Barrier Elimination: Barrier elimination for explicitly parallel constructs has been studied by Hatcher and Quinn[HQ91] and Philippsen and Heinz[Hei95], both in the context of shared memory machines. Given a set of intervals spanned by def-use, use-def and use-use dependences, Hatcher and Quinn use a simple greedy algorithm to deduce the minimum number of barriers needed to implement them. Philippsen and Heinz perform a more fine grained analysis: given a directed acyclic graph with data dependence, control dependence and evaluation ordering edges (for expressions), they perform a topological sort to determine the minimum number of barriers to implement it. In comparison to Hatcher and Quinn, their analysis additionally uses code restructuring to further minimize barriers, as well as minimize the storage required for intermediate results. In contrast to both the above, our work (parts of which have previously appeared in [Pra93,Pra]) is for distributed memory machines, hence barrier minimization is only one part of the problem. We have developed schemes to correctly handle remote data reads and writes and coordinate them with barrier synchronization. In addition, we have proposed schemes to weaken barrier synchronization both for static and dynamic communication patterns.
Fortran 90D/HPF: The Fortran 90D/HPF compiler described in [BCF94] essentially uses pattern matching techniques first suggested by Li and Chen[LC91] to generate communication for each statement of the FORALL construct. Global synchronization is required for each statement in which communication information is hard to extract. In comparison, we find the minimal number of global synchronizations required to implement a group of statements. Moreover, since these global synchronizations are not necessarily placed immediately before or after a statement, some communication computation overlap is achieved.
Dynamic Communication Patterns:
Most work in the area of
dataparallel languages and parallelizing
compilers concentrates on improving performance using compile-time
available information
to partition computation and/or coalesce and eliminate communication
and/or overlap
communication and computation.
When compile time information is unavailable (or
the available information is hard to analyze),
most methods e.g.
Fortran D [HKT92],
Id Nouveau [RP94], Fortran 90D/HPF [BCF94],
Crystal [LC91],
[HQ91], SUPERB [ZBG86].
generate inefficient code. Saltz et al
[SCM90] did pioneering work
in showing that it is possible to efficiently collect and
use run-time information. This is the basis of the inspector-executor
strategy, used for implementing irregular communication patterns.
The inspector executor method eliminates global synchronization
for repetitive dynamic communication patterns, by capturing
information about the participants of the communication
in the first repetition, and using this information in subsequent repetitions.
It does not work for non-repetitive dynamic communication patterns
however. In comparison,
our method for implementing reader unknown communication
patterns eliminates global synchronization in non-repetitive
dynamic communication patterns as well as repetitive patterns.

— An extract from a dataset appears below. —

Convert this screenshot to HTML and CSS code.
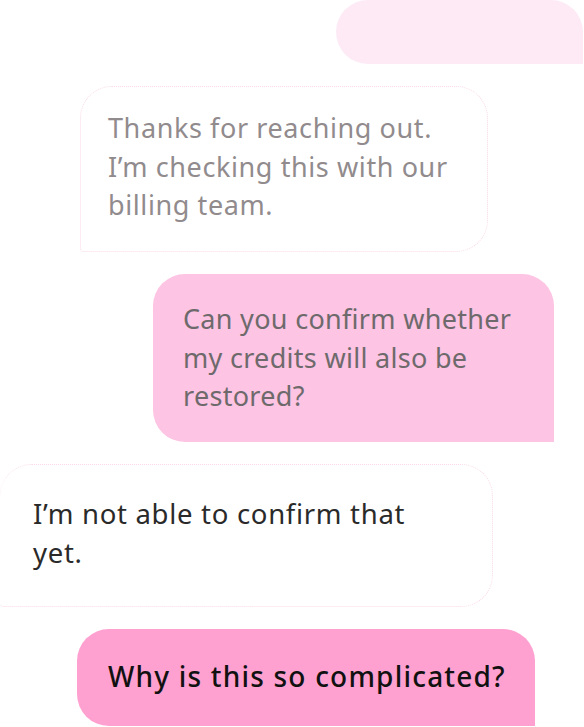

I-structures: One of the key concepts we have used in implementing reader unknown patterns is that of variables which hold read requests until definition. This idea was first explored by Arvind et al[ANP89] in the context of functional languages. They introduced I-structures as a mechanism for allowing parallel operations on large data structures, with the parallelism being dynamically extracted by allowing reads on any element of the data structure only after its definition. I-structures make the language nonfunctional, but allow the programmer to write correct programs without overspecifying their control structure. In this chapter, we have shown that communication implied by parallel assignment statements in data parallel programs can be treated in much the same way i.e. it can be dynamically extracted using write-once variables thus avoiding over-restrictive global synchronizations.

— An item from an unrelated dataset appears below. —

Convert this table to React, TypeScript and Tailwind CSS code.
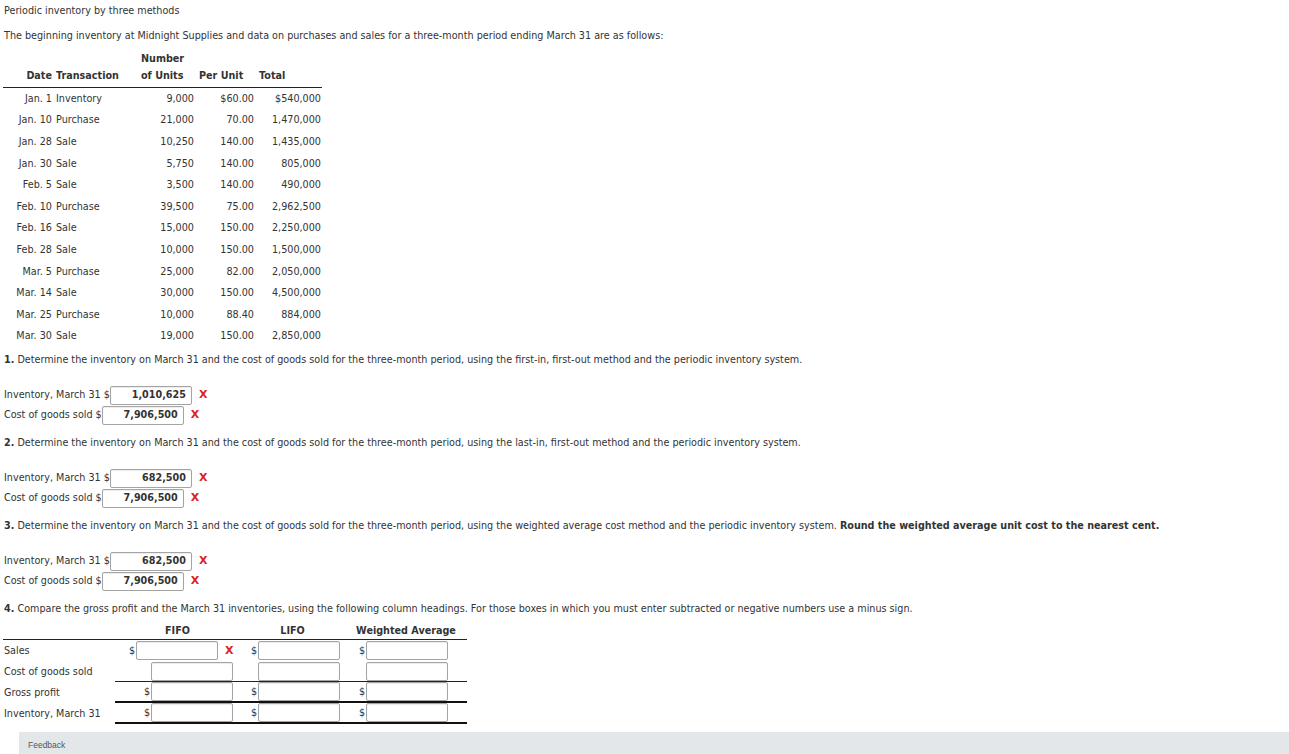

Distributed Simulation: The problem of servicing messages in order of their timestamp is similar to the problem faced in implementing reader unknown communication patterns. The conservative approach[Mis86a] is to guarantee that no message of an earlier timestamp can arrive before proceeding forward. The optimistic approach[Jef85] is to proceed forward after saving the current state, so that if a message with an earlier timestamp does arrive, it can be serviced after rolling back to the saved state. Our approach is similar to the optimistic approach, in that we save the state (in definition variables) and proceed without waiting. Rollback is never required, since the only type of requests that can arrive for definition variables are read requests. We also bound the memory used by state saving, by bounding the looseness of synchronization. Bacon and Strom in [Bac91] propose a method for optimistically parallelizing communicating sequential processes. Their method is a general method for parallelizing two pieces of code S1;S2, by guessing the values of the data needed from S1 by S2, and executing S2 in parallel with S1. Clearly, mechanisms for both state saving and rollback are required (and provided). In comparison, our method is optimized for the context of parallel assignment statements in dataparallel languages, since we do not use rollback.